What you focus on increases.
That’s the law of attraction at its core, and it’s my experience in my relationship, and what I witness with my clients.
When I repeatedly suggested my husband ask for a raise at work, what I was really saying was, “You don’t make enough money.”
Eventually, he stopped making money altogether.
That’s how good I am at manifesting what I focus on.
You could say that was his decision and I just happened to be married to him, but when I decided to focus on how he was a good provider, he started a very successful business.
That was 14 years ago and his business is still going strong.
I’ve been calling him Mr. Moneybags the entire time.
That doesn’t seem like a stretch at all now, but it sure did at first.

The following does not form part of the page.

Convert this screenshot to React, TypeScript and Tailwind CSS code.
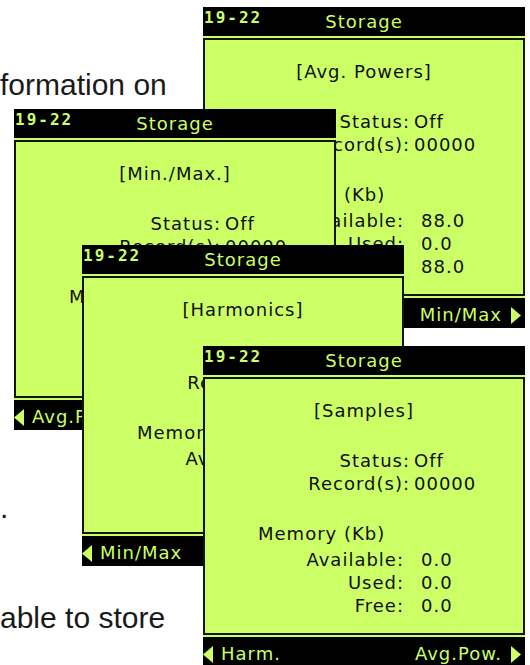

It didn’t take long for him to live up to my Spouse Fulfilling Prophecy (SFP).
I created my SFP because I decided to focus on what I wanted instead of what I didn’t want.
I’m just one example. I see women create the kind of relationship they dream about all the time by focusing on what they want instead of what they don’t want.
But what about the other person’s decisions, you might wonder. Don’t they get a say about what’s going to happen too?
Of course they do. But you have more influence than you think. In fact, you hold the key to how your partner will respond to you.
Here are the steps to using the Law of Attraction to create what you want in your love life:
1. Find Your Complaint
Every woman I’ve ever worked with has a complaint about men (i.e., they just want sex, there aren’t any good ones, they don’t want relationships) or her man specifically (i.e., he’s controlling, narcissistic or preoccupied).
For her, the complaint is just how it is—that’s reality. She has no concept that what she’s telling me is actually the reality she’s created by focusing on it.
I can understand because I remember feeling the same way before I learned how to apply the law of attraction for relationships.
The good news is that your complaint is exactly what you need to get started with using the law of attraction.
Whatever you don’t like about your relationship (or lack thereof) is what you’ve been attracting and creating.
So to get started, write down your biggest complaint: He never wants to spend time with you. He’s always grumpy. You never meet anyone interesting.
2. Flip Your Complaint Upside Down
Under every complaint is a hidden desire. What’s yours?
Is it that he would spend as much time with you as possible? Is it that he’d be cheerful? Is it that you’d meet a man you’re interested in?
Complaining is the lazy way to express your desire. Find your desire by putting it in the positive, then write it down.
Mine looked like this:
Complaint: He doesn’t make enough money.
Desire: He’s a good provider—he’s Mr. Moneybags.
3. Say Your Spouse-Fulfilling Prophecy Out Loud
If you’re in a relationship and want to have a more gratifying experience, you’ll want to repeat your SFP to yourself and to him.
It’s going to feel funny when you first say it. That’s a good sign. It means you’re uncomfortable because you’re making a change.
Things have to change if they are going to improve.
Patricia was unwittingly using the law of attraction to create distance in her marriage by repeating the mantra, “You never want to spend time with me.”
She was focused on the many times her husband chose to do something other than spend time with her. She was hurt and angry every time, and she couldn’t understand why he would be so neglectful.
When we spoke about it, Patricia began to see that she may have been contributing to the problem by affirming it with an SFP, and gathering evidence for her belief—even though it wasn’t serving her.
She decided her new SFP would be “I know you want to spend time with me.”
Soon after, when her husband accepted an invite from a friend to go mountain biking one Saturday instead of spending time with her, Patricia responded with her old mantra, “You never want to spend time with me!” and left in a huff.
A few minutes later, Patricia went back and said, “I’m sorry I got upset. I know you want to spend time with me. I’m sure you’ll figure it out.”
It felt like a crazy thing to say. She wondered if he would question her, since it felt like such a departure from reality—at least the one she had been focused on.
Minutes later, she was shocked when her husband said that he had called his friend to cancel because, “I told him I wanted to spend time with you.”
Focusing on what you want instead of what you don’t want may take getting used to, but having the relationship you crave—the kind that’s exhilarating and vibrant—is worth it.
If you find yourself thinking it would never work because your relationship (or lack thereof) is so difficult, broken or troubled, consider changing that with a Spouse Fulfilling Prophecy.